What Makes This Work in Practice
A Salesforce customer portal is only as good as the data behind it and the design in front of it. Three factors determine whether the customer experience improvement is real.
Data quality in Salesforce. Incomplete or inconsistent CRM records surface as incomplete or inconsistent portal experiences. Data cleanup needs to happen before launch.
Portal UX for non-technical users. Most customers using a support or account portal aren’t technically sophisticated. Navigation, case submission forms, and knowledge base search need to work without instructions.
Knowledge base investment. A portal without a maintained knowledge base is essentially a case submission form. Self-service resolution depends on the quality and relevance of the knowledge content. That’s ongoing work, not a one-time launch effort.
CRMJetty’s expert team understands that these same variables play out across organizations building Salesforce customer portals across different industries. Their portal infrastructure handles the integration and the user experience layer, connecting directly to Salesforce data while giving organizations control over the customer-facing design. The CRM data stays in Salesforce. The portal surfaces it in an experience that actually works for the customers using it.

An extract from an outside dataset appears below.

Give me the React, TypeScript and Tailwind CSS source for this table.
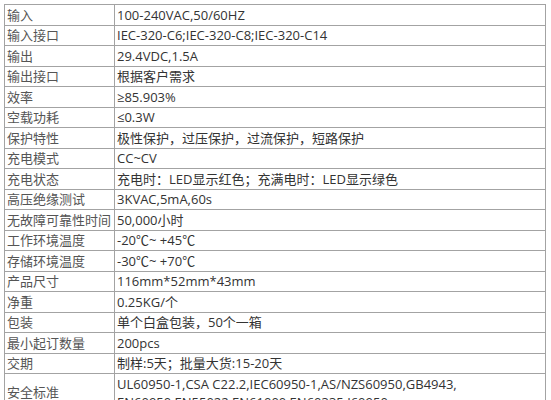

The Customer Experience Outcome
A Salesforce customer portal doesn’t replace the customer relationship. It handles the transactional layer — case submissions, account lookups, status checks, routine requests — so that human interactions can be reserved for moments where they add real value.
For customers, that means less waiting, more visibility, and faster resolution. For the organizations serving them, it means a support function that scales more efficiently and a customer relationship built on fewer points of friction. That’s not just good customer experience. It’s a business outcome.